Remembering Meir Wetzler, MD
Meir Wetzler, MD, wanted what was best for everyone — his patients, his family, and his colleagues. That’s what Linda Lutgen-Dunckley and Brandon Martens, both pathology resource technicians at Roswell Park, will remember most about him.
“He was really easygoing, easy to work for,” recalls Linda. “He always had a positive outlook. I think he’d say, ‘Why are you upset? Don’t cry for me.’ But it’s hard.”
Dr. Wetzler, 60, died Monday, Feb. 23, in a Denver, Colorado hospital a little more than two weeks after a devastating skiing accident. Chief of the Leukemia Section at Roswell Park, he was nationally prominent in his field and served on the Chronic Myelogenous Leukemia (CML) Treatment Committee of the National Comprehensive Cancer Network (NCCN), helping set the standard of care for CML patients.
Among those patients was Suzanne Carrow, who, at the time of her original diagnosis in 1999, was told she had five years to live. After she came to Roswell Park for a second opinion, Dr. Wetzler helped her enroll in a clinical trial of a promising new therapy, guiding her to successive trials whenever she relapsed. Today, 15 years since he took her under his wing, she has crossed off every goal on her 1999 bucket list, watching her daughter graduate from college, attending her son’s and daughter’s weddings, and welcoming her grandchildren into the world. “He has given me quality of life,” she said in a 2010 interview.

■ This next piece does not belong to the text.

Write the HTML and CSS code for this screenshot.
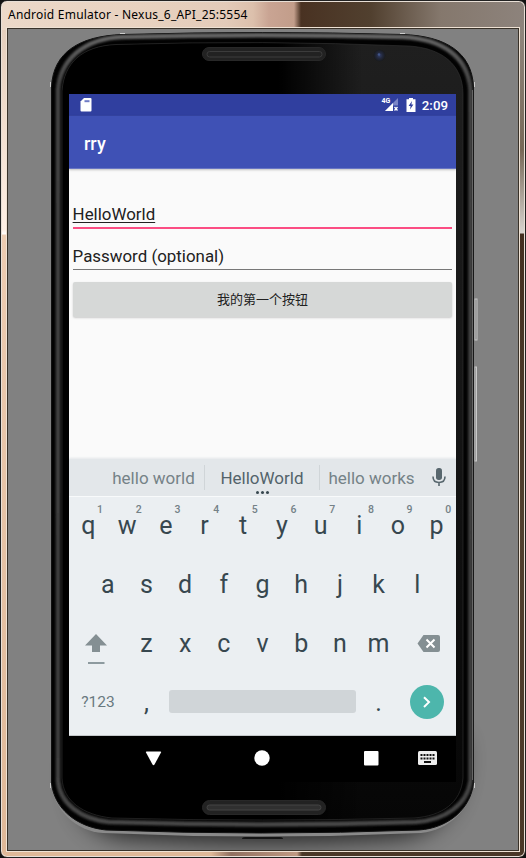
FILE: index.html
```html
<!DOCTYPE html>
<html lang="en">
<head>
<meta charset="utf-8">
<title>Android Emulator</title>
<link rel="stylesheet" href="styles.css">
</head>
<body>
<div class="window">
  <header class="titlebar"><span>Android Emulator - Nexus_6_API_25:5554</span></header>
  <main class="client">
    <svg class="phone" width="510" height="821" viewBox="8 29 510 821" aria-hidden="true">
      <defs>
        <filter id="soft" x="-20%" y="-20%" width="140%" height="140%"><feGaussianBlur stdDeviation="12"/></filter>
        <filter id="edge" x="-5%" y="-5%" width="110%" height="110%"><feGaussianBlur stdDeviation="1.3"/></filter>
        <clipPath id="body"><path d="M51.500 87C53 52 80 36 122 34.500Q262 30.500 403 34.500C445 36 472 52 473.500 87V783C471 808 449 828 419 830Q262 836 106 830C76 827 54 808 51.500 783Z"/></clipPath>
        <linearGradient id="glass" x1="0" y1="0" x2="0" y2="1">
          <stop offset="0" stop-color="#1f1f1f"/><stop offset=".45" stop-color="#161616"/><stop offset="1" stop-color="#060606"/>
        </linearGradient>
        <linearGradient id="shade" x1="0" y1="0" x2="1" y2="0">
          <stop offset="0" stop-color="#000"/><stop offset=".54" stop-color="#000"/><stop offset=".75" stop-color="#000" stop-opacity="0"/>
        </linearGradient>
        <linearGradient id="rim" x1="0" y1="0" x2="0" y2="1">
          <stop offset="0" stop-color="#666"/><stop offset=".06" stop-color="#444"/><stop offset=".9" stop-color="#404040"/><stop offset="1" stop-color="#484848"/>
        </linearGradient>
        <radialGradient id="lens"><stop offset="0" stop-color="#333f68"/><stop offset=".5" stop-color="#22283c"/><stop offset="1" stop-color="#191a1c"/></radialGradient>
      </defs>
      <path d="M80 740H460C466 800 440 832 400 837Q262 848 122 837C90 832 65 810 80 740Z" fill="#000" opacity=".75" filter="url(#soft)"/>
      <path d="M51 785C55 810 75 831 103 833Q262 840 421 833C450 830 470 808 474 785V770H51Z" fill="#8a8a8a"/>
      <path d="M51.500 87C53 52 80 36 122 34.500Q262 30.500 403 34.500C445 36 472 52 473.500 87V783C471 808 449 828 419 830Q262 836 106 830C76 827 54 808 51.500 783Z" fill="#020202" stroke="#111"/>
      <g clip-path="url(#body)"><path d="M58 90C60 60 84 38.500 122 37Q262 33.500 403 37C443 39 468 57 470.500 90V781C467 805 445 820 416 822Q262 827 109 822C80 819 60 803 58 781Z" fill="none" stroke="url(#rim)" stroke-width="4.500" filter="url(#edge)"/></g>
      <path d="M472.500 90V780" stroke="#666" stroke-width="1"/>
      <path d="M62 91C64 63 82 46 116 44.500Q262 40 409 46C441 48 463 64 463 94V778C461 803 442 816 414 818Q262 822 112 818C83 815 63 801 62 778Z" fill="url(#glass)"/>
      <path d="M62 91C64 63 82 46 116 44.500Q262 40 409 46C441 48 463 64 463 94V778C461 803 442 816 414 818Q262 822 112 818C83 815 63 801 62 778Z" fill="url(#shade)" stroke="#333" stroke-width=".6"/>
      <path d="M120 33.500h5M400 33.500h5M50.500 82v5M474.500 82v5M50.500 783v5M474.500 783v5" stroke="#ccc"/>
      <g fill="#222" stroke="#282828">
        <rect x="202.500" y="47.500" width="123" height="13" rx="6.500"/>
        <rect x="207" y="51.500" width="115" height="5.500" rx="2.700" stroke="#3c3c3c"/>
        <rect x="202.500" y="800.500" width="123" height="14" rx="7"/>
        <rect x="207" y="805" width="114" height="5" rx="2.500" fill="#303030" stroke="#444"/>
      </g>
      <circle cx="379.500" cy="55.500" r="6" fill="url(#lens)"/>
      <circle cx="379" cy="54.500" r="1.200" fill="#425589"/>
      <path d="M242 839q0-2 3-2h35q3 0 3 2z" fill="#151515"/>
      <g fill="#777" stroke="#c8c8c8"><rect x="475" y="299" width="2" height="41"/><rect x="475" y="367" width="1.500" height="94"/></g>
    </svg>

    <div class="screen">
      <div class="status">
        <svg width="12" height="14" viewBox="0 0 12 14"><path d="M4 0h6.500q1 0 1 1v11.500q0 1-1 1H1.500q-1 0-1-1V3.500Z" fill="#fff"/><path d="M4.500 2.200h5v2h-5z" fill="#6f7bc5"/></svg>
        <span class="grow"></span>
        <span class="signal"><b>4G</b><svg width="14" height="14" viewBox="0 0 14 14"><path d="M13 0V13H0Z" fill="#7b85c7"/><path d="M8 5v8H0Z" fill="#fff"/><path d="M8 7.500h6V14H8z" fill="#303f9f"/><path d="m9.500 9 3 3.500m0-3.500-3 3.500" stroke="#fff" stroke-width="1.300"/></svg></span>
        <svg class="battery" width="10" height="14" viewBox="0 0 10 14"><path d="M3 0h4v1.300h2.500V14H.5V1.300H3Z" fill="#fff"/><path d="M6 3 2.600 8h2L4 11.500 7.400 6.500h-2Z" fill="#303f9f"/></svg>
        <span class="clock">2:09</span>
      </div>
      <div class="appbar">rry</div>
      <section class="content">
        <div class="field focused"><u>HelloWorld</u></div>
        <div class="field second">Password (optional)</div>
        <div class="button">我的第一个按钮</div>
      </section>
      <div class="suggestions">
        <span class="word first">hello world</span>
        <span class="word main">HelloWorld<i class="dots"></i></span>
        <span class="word last">hello works</span>
        <svg width="16" height="20" viewBox="0 0 16 20"><rect x="5" y="0" width="6" height="12" rx="2.700" fill="#58676e"/><path d="M2 8.500q0 6 6 6t6-6M8 14.500V18" fill="none" stroke="#58676e" stroke-width="1.600"/></svg>
      </div>
      <div class="keyboard">
        <div class="row">
          <span class="key">q<sup>1</sup></span><span class="key">w<sup>2</sup></span><span class="key">e<sup>3</sup></span><span class="key">r<sup>4</sup></span><span class="key">t<sup>5</sup></span><span class="key">y<sup>6</sup></span><span class="key">u<sup>7</sup></span><span class="key">i<sup>8</sup></span><span class="key">o<sup>9</sup></span><span class="key">p<sup>0</sup></span>
        </div>
        <div class="row">
          <span class="key">a</span><span class="key">s</span><span class="key">d</span><span class="key">f</span><span class="key">g</span><span class="key">h</span><span class="key">j</span><span class="key">k</span><span class="key">l</span>
        </div>
        <div class="row">
          <span class="key wide"><svg class="shift" width="24" height="32" viewBox="0 0 24 32"><path d="M12 1 23 12.500H16V19H8V12.500H1Z" fill="#848f93"/><path d="M4 30h16.500" stroke="#8d9a9f" stroke-width="2"/></svg></span><span class="key">z</span><span class="key">x</span><span class="key">c</span><span class="key">v</span><span class="key">b</span><span class="key">n</span><span class="key">m</span><span class="key wide"><svg class="erase" width="24" height="18" viewBox="0 0 24 18"><path d="M6.500 0H21q2 0 2 2V15q0 2-2 2H6.500L.5 8.500Z" fill="#848f93"/><path d="m9.500 4.500 8 8m0-8-8 8" stroke="#fff" stroke-width="2"/></svg></span>
        </div>
        <div class="row bottom">
          <span class="key wide symbols">?123</span><span class="key punct">,</span><span class="space"></span><span class="key punct">.</span><span class="key wide"><span class="enter"><svg width="34" height="34" viewBox="0 0 34 34"><path d="m14 12.200 5 4.900-5 4.900" fill="none" stroke="#fff" stroke-width="2"/></svg></span></span>
        </div>
      </div>
      <div class="navbar">
        <svg width="387" height="46" viewBox="69 736 387 46"><path d="M146.500 751.500h14q1 0 .5 1l-6.500 12q-1 1.500-2 0l-6.500-12q-.5-1 .5-1" fill="#fff"/><circle cx="262" cy="758" r="7.700" fill="#fff"/><rect x="364" y="751" width="14.500" height="14.500" rx="1" fill="#fff"/><rect x="418" y="751" width="19" height="14" rx="1.500" fill="#eee"/><path d="M420.500 755h14M420.500 758.500h14" stroke="#111" stroke-width="2" stroke-dasharray="2 1"/><path d="M424 762h7" stroke="#111" stroke-width="2"/></svg>
      </div>
    </div>
  </main>
</div>
</body>
</html>
```
FILE: styles.css
```css
* { box-sizing: border-box; }
body { margin: 0; background: #111; }
svg { display: block; flex: none; }
.window {
  width: 526px; height: 858px; padding: 0 6px 6px 6px;
  border: 1px solid #222; border-radius: 7px;
  box-shadow: inset 0 0 0 1px #e8dfd6;
  background:
    linear-gradient(90deg, #ecd9c9 0, #e8d2c0 140px, #e3cbb9 225px, #dcc0ac 252px, #c9a493 268px, #c29d8a 293px, #493222 300px, #51402f 370px, #85786d 440px, #8d837c 100%) 0 0 / 100% 29px no-repeat,
    linear-gradient(#e5cfbd 0, #fff0e5 200px, #fff 204px, #edccb2 205px, #e5c2a5 520px, #dfb898 100%) 0 29px / 8px 820px no-repeat,
    linear-gradient(#8f867d 0, #776857 120px, #d8d4cf 203px, #432f20 204px, #51402f 60%, #4a3727 100%) 100% 29px / 8px 820px no-repeat,
    linear-gradient(90deg, #dfb898 0, #dfb898 210px, #917060 230px, #c09a83 296px, #4b3828 301px, #4a3727 100%) 0 100% / 100% 9px no-repeat;
}
.titlebar {
  height: 27px; padding: 0 1px; display: flex; align-items: center;
  font: 12px/27px "Noto Sans", sans-serif; letter-spacing: .22px; color: #000; white-space: nowrap;
}
.client {
  position: relative; width: 512px; height: 823px; border: 1px solid #393229;
  outline: 1px solid #efe2d4; background: #818181; padding: 65px 0 0 61px;
}
.phone { position: absolute; left: 0; top: 0; }
.screen { position: relative; width: 387px; height: 688px; font-family: Roboto, "Noto Sans CJK SC", sans-serif; color: #212121; background: #fafafa; display: flex; flex-direction: column; overflow: hidden; }
.status { height: 22px; background: #303f9f; color: #fff; display: flex; align-items: center; padding: 0 8px 0 10.5px; }
.grow { flex: 1; }
.signal { display: flex; }
.signal b { font-size: 7px; line-height: 7px; font-weight: 700; margin-right: -5px; z-index: 1; }
.battery { margin: 0 6px 0 6.5px; }
.clock { font-size: 13.3px; font-weight: 500; }
.appbar { height: 53px; padding: 0 15px; line-height: 55px; background: #3f51b5; color: #fff; font-size: 18px; font-weight: 500; border-bottom: 1px solid #6875c3; box-shadow: 0 1px 2px #9999; }
.content { height: 290px; padding: 28px 4px 0; }
.field { height: 32px; font-size: 16.9px; line-height: 34px; border-bottom: 1px solid #777; text-indent: -.4px; }
.focused { border-bottom: 2px solid #fb4d83; }
.focused u { text-underline-offset: 2px; text-decoration-thickness: 1px; text-decoration-skip-ink: none; }
.second { margin-top: 9px; height: 32px; line-height: 36px; }
.button { margin-top: 12px; height: 35px; border-radius: 2px; background: #d6d8d7; box-shadow: 0 1px 2px #aaa9; text-align: center; font-size: 13px; line-height: 36px; }
.suggestions { height: 38px; padding-left: 33px; display: flex; align-items: center; background: #e3e7ea; border-bottom: 1px solid #f8fafb; box-shadow: 0 -1px 2px #e3e7ea; font-size: 17px; color: #758287; }
.word { position: relative; height: 25px; line-height: 27px; text-align: center; }
.first { width: 102px; text-indent: 1px; }
.main { width: 116px; color: #53636a; border-left: 1px solid #d0d5d8; border-right: 1px solid #d0d5d8; }
.last { width: 103px; }
.suggestions svg { margin-left: 8px; }
.dots { position: absolute; left: 51px; bottom: -4px; width: 3px; height: 3px; border-radius: 50%; background: #37474f; box-shadow: 5px 0 #37474f, 10px 0 #37474f; }
.keyboard { height: 239px; background: #ebeff2; border-bottom: 1px solid #c4c8ca; color: #37474f; }
.row { height: 59px; display: flex; justify-content: center; align-items: center; }
.key { position: relative; width: 38.7px; text-align: center; font-size: 25px; line-height: 58px; height: 59px; }
.key sup { position: absolute; left: 28px; top: 7px; font-size: 10.5px; line-height: 12px; font-weight: 500; color: #748187; }
.wide { width: 58.05px; display: flex; align-items: center; justify-content: center; }
.shift { margin: 9px 4px 0 0; }
.erase { margin: 0 0 2px 4px; }
.bottom { margin-top: -2px; }
.symbols { font-size: 15.5px; color: #697980; line-height: 20px; }
.punct { line-height: 62px; }
.space { width: 187px; height: 23px; margin: 0 3.25px; border-radius: 3px; background: #d0d5d8; }
.enter { width: 34px; height: 34px; border-radius: 50%; background: #4db6ac; }
.navbar { height: 46px; background: #000; }
```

Dr. Wetzler worked tirelessly with cooperative groups and pharmaceutical companies to attract new trials to Roswell Park for the benefit of his patients. He also motivated Ms. Carrow to become a national advocate for other patients participating in clinical trials — a mission that led her to lobby at the state and federal levels for funding for lifesaving research.
Ms. Carrow’s experience reflects Dr. Wetzler’s “patient- and family-centered care,” says Kara Eaton-Weaver, Roswell Park’s Executive Director of the Patient and Family Experience. “He gave a piece of himself in everything he did, from his research to his care for patients to his interactions with his team of colleagues. Meir was a transformational leader who built a culture of empathy, compassion, integrity and innovation."
He also had a sense of play and good humor evident at least once a year during the Gelatin Splash sponsored by the Leukemia and Lymphoma Society of Western New York. Over the years, Dr. Wetzler and his team created and dressed in fanciful themed outfits before sliding into a pool of gelatin, raising thousands of dollars in the process. Often the team paraded through the inpatient rooms in costume, “because it was good for the patients’ morale to do something fun,” says Linda. She says the team plans to continue the Gelatin Splash tradition in his memory.
Dr. Wetzler was also a dedicated and accomplished athlete, passionate about snowboarding, skiing, and running. He participated in many triathlons, including several Ironman triathlons, which combine a 2.4-mile swim, a 112-mile bicycle course, and a 26.2-mile run (marathon) — with no breaks in between.
He exercised religiously every day and motivated others to do the same. “I can’t tell you how many people he got involved in exercise because he felt it was important,” says Linda.
“That’s what’s so hard for us,” says Brandon. “We thought he was invincible. He was 60 and doing all these crazy events, and he was in better shape than I am at 26.”
Above all, Dr. Wetzler motivated others “to live up to their potential,” recalls Linda. “When I had my son, he was very accommodating; for a while I worked half days on Fridays. His family was extremely important to him, and he encouraged everyone else to take care of their families as well. He encouraged me to go back to school, and flexed our schedules so Brandon could go back to school, too.”
Brandon earned a B.S. in biology in May of 2014; Linda will complete a B.S. in biology in May of 2016.
“He was like a father,” says Linda. “Everybody was part of a team, and nobody was less important than he was. He felt everybody played their part on the team.”
In Judaism, loved ones of the deceased are traditionally comforted with the words, “May his memory be for a blessing.” Dr. Wetzler lives now in the memory of patients who found hope and healing in his work as a scientist and physician; in the family he loved and to whom he was devoted; and in the colleagues he encouraged and inspired to reach for what once seemed impossible.
Originally from Israel, Dr. Wetzler earned his medical degree from Hebrew University’s Hadassah Medical School in Jerusalem and did his residency in internal medicine at Kaplan Hospital in Rehovot before coming to the U.S.
From 1988-1992 he served two fellowships — in clinical immunology / biologic therapy and medical oncology — at M.D. Anderson Cancer Center in Houston. He joined the Leukemia Division of Roswell Park in 1994. He was named numerous times to the Castle Connolly Medical Ltd. list of America’s Top Doctors.
Dr. Wetzler is survived by his wife, Chana, and their four children: daughters Mor and Shira, and sons Adam and Modi.